Элли слегка пожала плечами.
— Да, но те, кто платит энтомологам, скажут иначе. Они скажут, что хотят управлять муравьями, уметь изгонять их из любого жилья. Или глубже понять агробиологию почвы. Биологические методы безопаснее пестицидов. Едва ли здесь можно усмотреть любовь к муравьям.
— Скорее нашу заинтересованность, — заметил Луначарский. — Пестициды ядовиты и для людей.
— Зачем вспоминать о пестицидах во время такого обеда? — возмутилась сидевшая напротив Сукхавати.

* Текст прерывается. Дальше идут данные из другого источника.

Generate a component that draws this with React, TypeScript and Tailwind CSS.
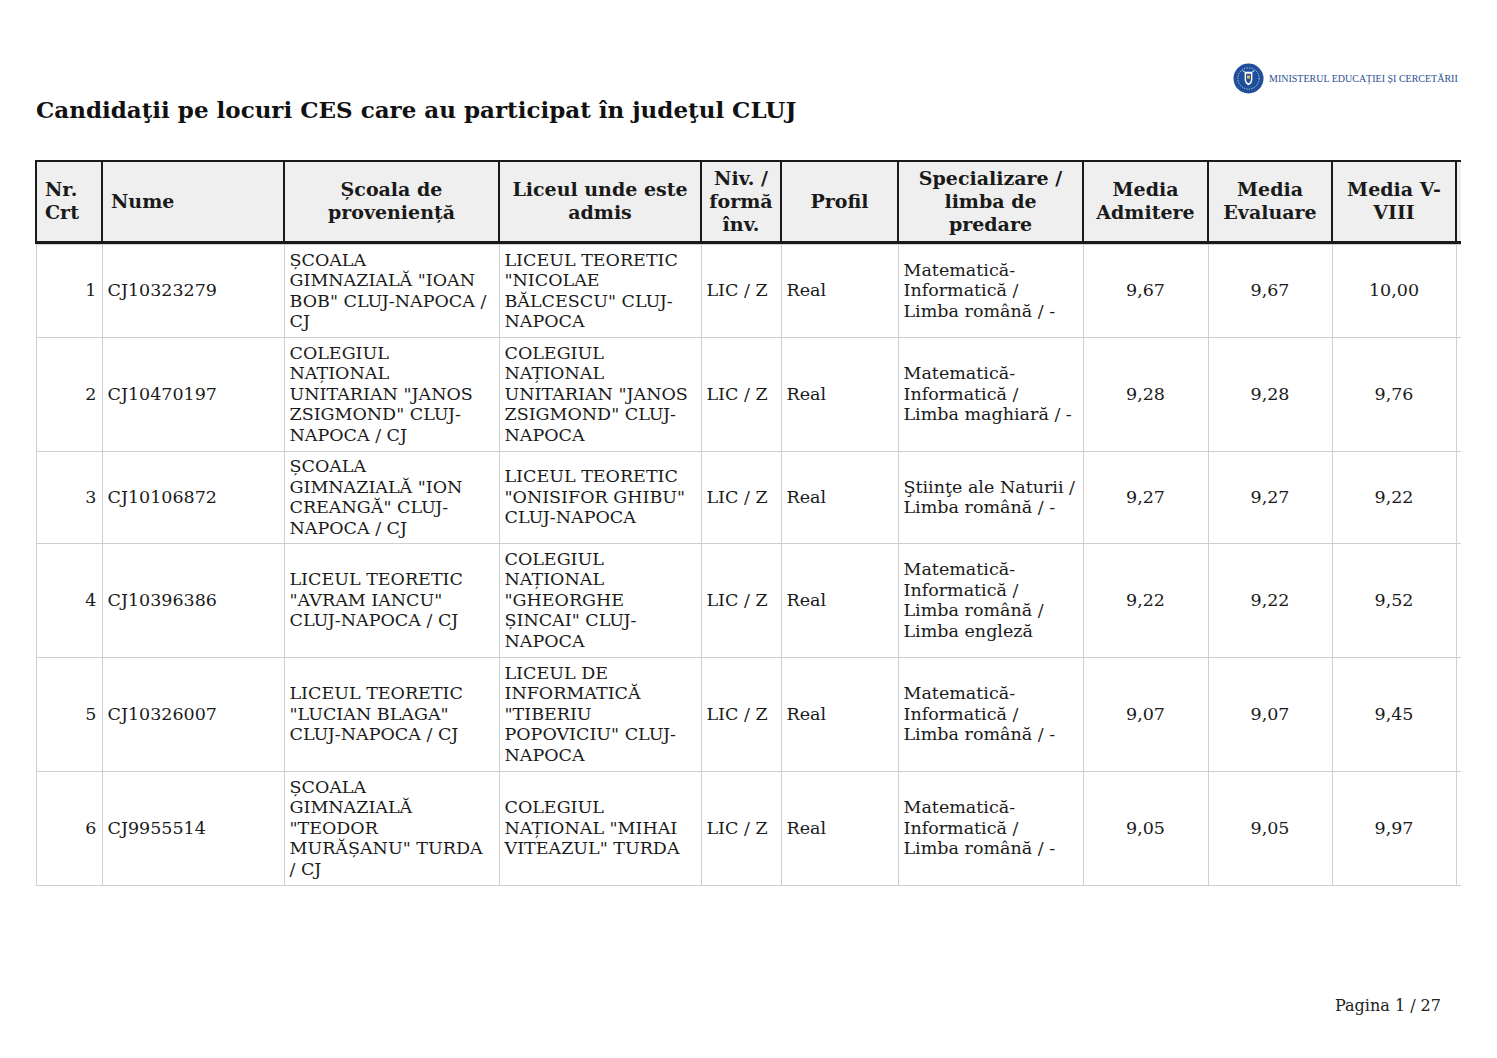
import React from 'react';

type Row = {
  nr: number;
  nume: string;
  scoala: string;
  liceu: string;
  niv: string;
  profil: string;
  spec: string;
  admitere: string;
  evaluare: string;
  media58: string;
  h: string;
};

const rows: Row[] = [
  {
    nr: 1,
    nume: 'CJ10323279',
    scoala: 'ȘCOALA GIMNAZIALĂ "IOAN BOB" CLUJ-NAPOCA / CJ',
    liceu: 'LICEUL TEORETIC "NICOLAE BĂLCESCU" CLUJ-NAPOCA',
    niv: 'LIC / Z',
    profil: 'Real',
    spec: 'Matematică-Informatică / Limba română / -',
    admitere: '9,67',
    evaluare: '9,67',
    media58: '10,00',
    h: 'h-[93px]',
  },
  {
    nr: 2,
    nume: 'CJ10470197',
    scoala: 'COLEGIUL NAȚIONAL UNITARIAN "JANOS ZSIGMOND" CLUJ-NAPOCA / CJ',
    liceu: 'COLEGIUL NAȚIONAL UNITARIAN "JANOS ZSIGMOND" CLUJ-NAPOCA',
    niv: 'LIC / Z',
    profil: 'Real',
    spec: 'Matematică-Informatică / Limba maghiară / -',
    admitere: '9,28',
    evaluare: '9,28',
    media58: '9,76',
    h: 'h-[114px]',
  },
  {
    nr: 3,
    nume: 'CJ10106872',
    scoala: 'ȘCOALA GIMNAZIALĂ "ION CREANGĂ" CLUJ-NAPOCA / CJ',
    liceu: 'LICEUL TEORETIC "ONISIFOR GHIBU" CLUJ-NAPOCA',
    niv: 'LIC / Z',
    profil: 'Real',
    spec: 'Ştiinţe ale Naturii / Limba română / -',
    admitere: '9,27',
    evaluare: '9,27',
    media58: '9,22',
    h: 'h-[92px]',
  },
  {
    nr: 4,
    nume: 'CJ10396386',
    scoala: 'LICEUL TEORETIC "AVRAM IANCU" CLUJ-NAPOCA / CJ',
    liceu: 'COLEGIUL NAȚIONAL "GHEORGHE ȘINCAI" CLUJ-NAPOCA',
    niv: 'LIC / Z',
    profil: 'Real',
    spec: 'Matematică-Informatică / Limba română / Limba engleză',
    admitere: '9,22',
    evaluare: '9,22',
    media58: '9,52',
    h: 'h-[114px]',
  },
  {
    nr: 5,
    nume: 'CJ10326007',
    scoala: 'LICEUL TEORETIC "LUCIAN BLAGA" CLUJ-NAPOCA / CJ',
    liceu: 'LICEUL DE INFORMATICĂ "TIBERIU POPOVICIU" CLUJ-NAPOCA',
    niv: 'LIC / Z',
    profil: 'Real',
    spec: 'Matematică-Informatică / Limba română / -',
    admitere: '9,07',
    evaluare: '9,07',
    media58: '9,45',
    h: 'h-[114px]',
  },
  {
    nr: 6,
    nume: 'CJ9955514',
    scoala: 'ȘCOALA GIMNAZIALĂ "TEODOR MURĂȘANU" TURDA / CJ',
    liceu: 'COLEGIUL NAȚIONAL "MIHAI VITEAZUL" TURDA',
    niv: 'LIC / Z',
    profil: 'Real',
    spec: 'Matematică-Informatică / Limba română / -',
    admitere: '9,05',
    evaluare: '9,05',
    media58: '9,97',
    h: 'h-[114px]',
  },
];

// ministry emblem, rough drawing
function Emblem() {
  return (
    <svg width="31" height="31" viewBox="0 0 32 32">
      <circle cx="16" cy="16" r="15.5" fill="#1f4f9a" />
      <circle cx="16" cy="16" r="11" fill="none" stroke="#ffffff" strokeWidth="0.8" strokeDasharray="1.2 1.4" />
      <path d="M12 9h8v8c0 3-2 5-4 6-2-1-4-3-4-6z" fill="#ffffff" />
      <path d="M13.5 11h5v6c0 2-1.3 3.3-2.5 4-1.2-.7-2.5-2-2.5-4z" fill="#1f4f9a" />
      <path d="M14.5 13h3v3h-3z" fill="#e3c24a" />
      <path d="M10 8l2 1M22 8l-2 1" stroke="#ffffff" strokeWidth="1" />
    </svg>
  );
}

export default function App() {
  const head =
    'border-2 border-b-[3px] border-[#1a1a1a] bg-[#efefef] font-bold text-center align-middle px-1 leading-[23px]';
  const cell = 'border border-[#cfcfcf] align-middle px-[5px] leading-[20.5px]';

  return (
    <div className="w-[1497px] h-[1058px] bg-white relative" style={{ fontFamily: '"DejaVu Serif", serif' }}>
      <div className="absolute left-[1233px] top-[63px] flex items-center gap-[5px]">
        <Emblem />
        <span
          className="text-[#2a4f92] text-[10px]"
          style={{ fontFamily: '"Liberation Serif", serif' }}
        >
          MINISTERUL EDUCAȚIEI ȘI CERCETĂRII
        </span>
      </div>

      <div className="pt-[95px] pl-[36px]">
        <h1 className="text-[23px] font-bold text-[#111] leading-[30px]">
          Candidaţii pe locuri CES care au participat în judeţul CLUJ
        </h1>
      </div>

      <div className="ml-[35px] mt-[35px] w-[1426px] overflow-hidden">
        <table className="border-collapse table-fixed w-[1500px] text-[#1a1a1a]">
          <colgroup>
            <col className="w-[66px]" />
            <col className="w-[182px]" />
            <col className="w-[215px]" />
            <col className="w-[202px]" />
            <col className="w-[80px]" />
            <col className="w-[117px]" />
            <col className="w-[185px]" />
            <col className="w-[125px]" />
            <col className="w-[124px]" />
            <col className="w-[124px]" />
            <col className="w-[80px]" />
          </colgroup>
          <thead>
            <tr className="h-[81px] text-[19px]">
              <th className={`${head} text-left pl-[8px]`}>Nr.<br />Crt</th>
              <th className={`${head} text-left pl-[8px]`}>Nume</th>
              <th className={head}>Școala de<br />proveniență</th>
              <th className={head}>Liceul unde este<br />admis</th>
              <th className={head}>Niv. /<br />formă<br />înv.</th>
              <th className={head}>Profil</th>
              <th className={head}>Specializare /<br />limba de<br />predare</th>
              <th className={head}>Media<br />Admitere</th>
              <th className={head}>Media<br />Evaluare</th>
              <th className={head}>Media V-<br />VIII</th>
              <th className={head}></th>
            </tr>
          </thead>
          <tbody className="text-[17.5px]">
            <tr className="h-[1px]">
              <td colSpan={11} className="p-0 border-0" />
            </tr>
            {rows.map((r) => (
              <tr key={r.nr} className={r.h}>
                <td className={`${cell} text-right`}>{r.nr}</td>
                <td className={cell}>{r.nume}</td>
                <td className={cell}>{r.scoala}</td>
                <td className={cell}>{r.liceu}</td>
                <td className={cell}>{r.niv}</td>
                <td className={cell}>{r.profil}</td>
                <td className={cell}>{r.spec}</td>
                <td className={`${cell} text-center`}>{r.admitere}</td>
                <td className={`${cell} text-center`}>{r.evaluare}</td>
                <td className={`${cell} text-center`}>{r.media58}</td>
                <td className={cell}></td>
              </tr>
            ))}
          </tbody>
        </table>
      </div>

      <div className="absolute left-[1335px] top-[994px] text-[16px] text-[#222]">Pagina 1 / 27</div>
    </div>
  );
}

— Помечтаем о муравьях в иное время, — негромко сказал настоятель, улыбнувшись Элли той же неотразимой и невозмутимой улыбкой.
Обувшись с помощью метровой длины рожков, они пошли к маленькой стайке автомобилей, а официанты и хозяин ресторана улыбались и церемонно кланялись. Элли и Си смотрели, как настоятель садится в лимузин вместе с кем-то из хозяев-японцев.
— Я спросил у настоятеля, если он способен разговаривать с камнем, значит, может общаться и с мертвыми? — проговорил Си.
— И что он ответил?
— Он сказал, что с мертвыми общаться несложно. Куда труднее — с живыми.